4 Sparse and Predictive Coding

The encoding of electrical information transmitted between neurons is under active investigation. Neurons normally fire in bursts and trains of varying frequency, with long rests in between. The meaning of these spike trains is uncertain [53], but STDP learning rules are sensitive to spike timing and rate.

We also observe that most neurons are silent most of the time - only a fraction will fire at any given moment. This phenomenon is loosely defined in neuroscience as sparse coding [54]. Sparse coding has a number of theoretical advantages, such as combinatorial representational power and a natural, robust similarity metric in the intersection of active cells.

In machine learning sparse coding has a more specific meaning, namely the learning of a set of overcomplete basis vectors representing the input [54]. Research shows that deep unsupervised sparse coding produces very useful features: Le et al. [55] created a deep sparse architecture that spontaneously functioned as a high accuracy face detector without being optimized to perform this task.

Why does sparse coding help? It is believed that the process of sparse encoding is an inherently superior form of dimensionality reduction compared to e.g. vector quantization [56]. How you train the overcomplete bases is surprisingly less important, assuming the input has been normalized. Sparse coding chooses a few bases that jointly describe each input combination, meaning that subsets may be used in novel combinations without retraining. This is also known as the “union property” of sparse representations [57]. Again we observe that a representational change has provided computationally beneficial effects: Which is interesting, because neuroscience also offers another representational change we might adopt - predictive coding [58].

Predictive coding proposes that cortical cells internally predict either their input or activity within local populations, and then emit signals representing prediction errors [59]. This changes the inter-layer signal from a representation of the input, to a representation of cells’ inability to predict the input. Internally, only the relationships between errors are represented. This is very efficient: The representation adapts to the characteristics of the input. Input that can’t be “explained” (i.e. predicted) is relayed to other layers for processing, in hope that additional resources or data will help. Errors propagate towards features that can explain them. Note the assumption here, that being able to predict an observation means that its causal relationships are being modelled correctly and thus is it “explained”.

This characteristic is reminiscent of Highway Networks [60] and Deep Residual Learning (DRL) [61]. In DRL, the output of a bi-layer module is added to the module’s input, requiring the module to learn any residual error between the input and desired output. DRL propagates residual error gradients in the feedback direction during training. Highway Networks, derived from LSTM, use an explicit gating mechanism to determine propagation of the input.

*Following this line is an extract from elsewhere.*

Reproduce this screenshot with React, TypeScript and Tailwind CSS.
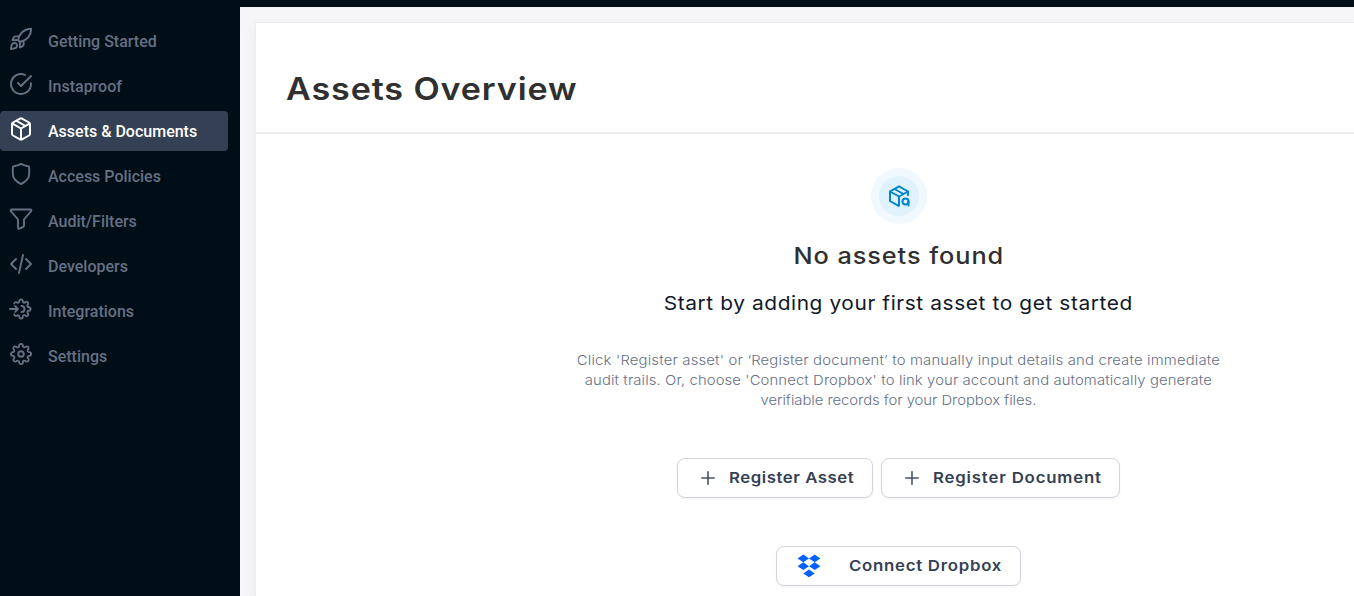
import type { ReactNode } from "react";
import { FiSettings } from "react-icons/fi";

const HEX =
  "M11 1.600a2 2 0 0 1 2 0l7 3.900a2 2 0 0 1 1 1.800v9.400a2 2 0 0 1-1 1.800l-7 3.900a2 2 0 0 1-2 0l-7-3.900a2 2 0 0 1-1-1.800V7.300a2 2 0 0 1 1-1.800z";

function Icon({ children, size = 24, width = 1.9 }: { children: ReactNode; size?: number; width?: number }) {
  return (
    <svg
      width={size}
      height={size}
      viewBox="0 0 24 24"
      fill="none"
      stroke="currentColor"
      strokeWidth={width}
      strokeLinecap="round"
      strokeLinejoin="round"
      className="shrink-0"
    >
      {children}
    </svg>
  );
}

const Rocket = () => (
  <Icon>
    <path d="M9 13C10.500 7 14.500 2 22.200 1.800C22 9.500 17 13.500 11 15z" />
    <path d="M9.800 9.400H6.500C4.500 9.400 4.200 11.500 3.600 13.200L9 13M14.600 14.200V17.500C14.600 19.500 12.500 19.800 10.800 20.400L11 15" />
    <path d="M7.300 16.700C5.900 15.300 3.400 16 2.800 17.800C2.300 19.300 2 22 2 22S4.700 21.700 6.200 21.200C8 20.600 8.700 18.100 7.300 16.700z" />
  </Icon>
);

const CheckCircle = () => (
  <Icon>
    <path d="M22 11.080V12a10 10 0 1 1-5.930-9.140" />
    <path d="M22 4L12 14.010l-3-3" />
  </Icon>
);

const Box = () => (
  <Icon width={2}>
    <path d={HEX} />
    <path d="M3.500 6.600L12 11.500l8.500-4.900M12 11.500v10.500M7.500 3.900l9 5.100" />
  </Icon>
);

const BoxSearch = () => (
  <Icon width={2}>
    <path d="M21 11V7.500L12 2.300L3 7.500V17l8.500 4.800" />
    <path d="M3 7.500L12 12.500l9-5M12 12.500V21.500M7.500 5l9 5" />
    <circle cx="18.500" cy="17.500" r="3" />
    <path d="M21.500 17.500V21.500" />
  </Icon>
);

const Shield = () => (
  <Icon>
    <path d="M12 1.800c2 1 5 2 7.300 2.500c.6.100.9.600.9 1.200V12c0 5-4.200 8-8.200 10.200C8 20 3.800 17 3.800 12V5.500c0-.6.300-1.100.9-1.200C7 3.800 10 2.800 12 1.800z" />
  </Icon>
);

const Funnel = () => (
  <Icon>
    <path d="M2.600 2.500H21.400c1 0 1.300 1 .7 1.700L15 12.500v6.300c0 .5-.2.800-.6 1l-4 1.800c-.7.300-1.400 0-1.400-.8v-8.300L1.900 4.200C1.300 3.500 1.600 2.500 2.600 2.500z" />
  </Icon>
);

const Code = () => (
  <Icon>
    <path d="M17 17l5-5-5-5M7 7l-5 5 5 5M14 3l-4 18" />
  </Icon>
);

const Integration = () => (
  <Icon>
    <g transform="translate(1.560 1.560) scale(0.870)" strokeWidth="2.100">
      <path d="M4.290 5.700a2 2 0 0 1 2.830-1.410l.06.06a1.650 1.650 0 0 0 1.820.33H9a1.650 1.650 0 0 0 1-1.510V3a2 2 0 0 1 2-2 2 2 0 0 1 2 2v.09a1.650 1.650 0 0 0 1 1.510 1.650 1.650 0 0 0 1.820-.33l.06-.06a2 2 0 0 1 2.830 0 2 2 0 0 1 0 2.830l-.06.06a1.650 1.650 0 0 0-.33 1.820V9a1.650 1.650 0 0 0 1.510 1H21a2 2 0 0 1 2 2 2 2 0 0 1-2 2h-.09a1.650 1.650 0 0 0-1.510 1 1.650 1.650 0 0 0 .33 1.820l.06.06a2 2 0 0 1 0 2.830 2 2 0 0 1-2.830 0l-.06-.06a1.650 1.650 0 0 0-1.820-.33 1.650 1.650 0 0 0-1 1.510V21a2 2 0 0 1-2 2 2 2 0 0 1-2-2v-.09A1.650 1.650 0 0 0 9 19.400a1.650 1.650 0 0 0-1.820.33l-.06.06a2 2 0 0 1-2.830-1.490" />
    </g>
    <path d="M1 12H9M6.200 9.200L9 12L6.200 14.800M12.500 9a3 3 0 0 1 0 6" />
  </Icon>
);

const Gear = () => (
  <span className="flex size-6 items-center justify-center">
    <FiSettings size={22} strokeWidth={2} />
  </span>
);

const NAV: { label: string; icon: ReactNode; active?: boolean }[] = [
  { label: "Getting Started", icon: <Rocket /> },
  { label: "Instaproof", icon: <CheckCircle /> },
  { label: "Assets & Documents", icon: <Box />, active: true },
  { label: "Access Policies", icon: <Shield /> },
  { label: "Audit/Filters", icon: <Funnel /> },
  { label: "Developers", icon: <Code /> },
  { label: "Integrations", icon: <Integration /> },
  { label: "Settings", icon: <Gear /> },
];

function Sidebar() {
  return (
    <aside className="w-60 shrink-0 bg-[#000e17] pt-[21px] font-['Roboto',sans-serif]">
      <nav className="flex flex-col gap-[5px]">
        {NAV.map(({ label, icon, active }) => (
          <a
            key={label}
            className={
              active
                ? "flex h-10 w-[228px] items-center gap-[15px] rounded bg-[#344054] pl-[9px] text-white"
                : "flex h-10 w-[228px] items-center gap-[15px] pl-[9px] text-[#667085]"
            }
          >
            <span className="mb-1">{icon}</span>
            <span className="pt-0.5 text-base font-medium whitespace-nowrap">{label}</span>
          </a>
        ))}
      </nav>
    </aside>
  );
}

function Plus() {
  return (
    <svg width="14" height="14" viewBox="0 0 14 14" stroke="#475467" strokeWidth="1.600" strokeLinecap="round" className="shrink-0">
      <path d="M7 .8v12.400M.8 7h12.400" />
    </svg>
  );
}

function Dropbox() {
  return (
    <svg width="24" height="24" viewBox="0 0 24 24" fill="#0061ff" className="shrink-0">
      <path d="M6.300.5L12 4.400L6.300 8.300L.6 4.400zM17.700.5l5.700 3.900l-5.700 3.900L12 4.400zM6.300 8.300L12 12.200l-5.700 3.900L.6 12.200zM17.700 8.300l5.700 3.900l-5.700 3.900L12 12.200zM12 15.500l5.700 3.900L12 23.300l-5.700-3.900z" />
    </svg>
  );
}

const BUTTON =
  "flex h-10 items-center rounded-lg border border-[#d0d5dd] bg-white text-[15px] font-semibold whitespace-nowrap text-[#344054] shadow-[0_1px_2px_rgba(16,24,40,0.05)]";

const BUTTON_LABEL = "origin-left scale-x-112";

export default function App() {
  return (
    <div className="flex h-[596px] w-full overflow-hidden bg-[#000e17] font-['Inter',sans-serif]">
      <Sidebar />
      <main className="mt-[7px] flex min-w-0 grow bg-[#f6f6f8] pt-[15px] pl-[15px]">
        <section className="flex min-w-0 grow flex-col border-t border-l border-[#eaecf0] bg-white shadow-[0_4px_12px_rgba(16,24,40,0.06)]">
          <header className="flex h-[111px] shrink-0 items-center border-b-2 border-[#eaecf0] pt-[23px] pl-[30px]">
            <h1 className="origin-left scale-x-110 text-[31px] font-semibold tracking-[0.8px] whitespace-nowrap text-[#303030]">
              Assets Overview
            </h1>
          </header>
          <div className="-mr-[187px] flex w-[1285px] shrink-0 flex-col items-center pt-[34px]">
            <div className="flex size-14 items-center justify-center rounded-full bg-[#f0f9ff]">
              <div className="flex size-10 items-center justify-center rounded-full bg-[#e0f2fe] text-[#0086c9]">
                <BoxSearch />
              </div>
            </div>
            <h2 className="mt-4 scale-x-110 text-[23px] leading-8 font-medium tracking-[0.85px] whitespace-nowrap text-[#303030]">
              No assets found
            </h2>
            <p className="mt-[17px] scale-x-110 text-[19px] leading-[30px] tracking-[0.53px] whitespace-nowrap text-[#101828]">
              Start by adding your first asset to get started
            </p>
            <div className="mt-[31px] flex scale-x-110 flex-col items-center text-[13.5px] leading-5 font-light whitespace-nowrap text-[#667085]">
              <span className="tracking-[0.16px]">
                Click 'Register asset' or ‘Register document’ to manually input details and create immediate
              </span>
              <span className="tracking-[0.09px]">
                audit trails. Or, choose 'Connect Dropbox' to link your account and automatically generate
              </span>
              <span className="-tracking-[0.04px]">verifiable records for your Dropbox files.</span>
            </div>
            <div className="mt-12 flex gap-2">
              <button className={`${BUTTON} w-[196px] gap-[14px] pl-[23px]`}>
                <Plus />
                <span className={`${BUTTON_LABEL} tracking-[0.47px]`}>Register Asset</span>
              </button>
              <button className={`${BUTTON} w-[239px] gap-[14px] pl-[23px]`}>
                <Plus />
                <span className={`${BUTTON_LABEL} tracking-[0.72px]`}>Register Document</span>
              </button>
            </div>
            <button className={`${BUTTON} mt-12 w-[245px] gap-7 pl-5`}>
              <Dropbox />
              <span className={`${BUTTON_LABEL} tracking-[0.65px]`}>Connect Dropbox</span>
            </button>
          </div>
        </section>
      </main>
    </div>
  );
}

In both Highway Networks and DRL, modules are trained to decide to what extent they involve themselves in current input. Signals can be relayed or modified depending on the capabilities and relevance of the local module.

The reason DRL works lies in the details of the training problem posed by this architecture. Each module’s output contributes additively rather than multiplicatively, and in consequence data flows freely into very deep hierarchies. After training, DRL networks become ensembles of shallower networks [62]. Just as in predictive coding, input data dynamically determines the effective depth of the network.

5 Conclusion

We have observed increasing homogeneity and generality in state-of-the-art machine learning. Biology continues to inspire this process, such as Liao and Poggio’s combination of deep residual and recurrent networks [63]. In future we expect to see increasing use of local [11] and unsupervised learning rules [8], modularized architectures that promote data-driven deep representations [60, 61] and dramatic improvements in the representation of state and action spaces in reinforcement learning to overcome the generalization problem.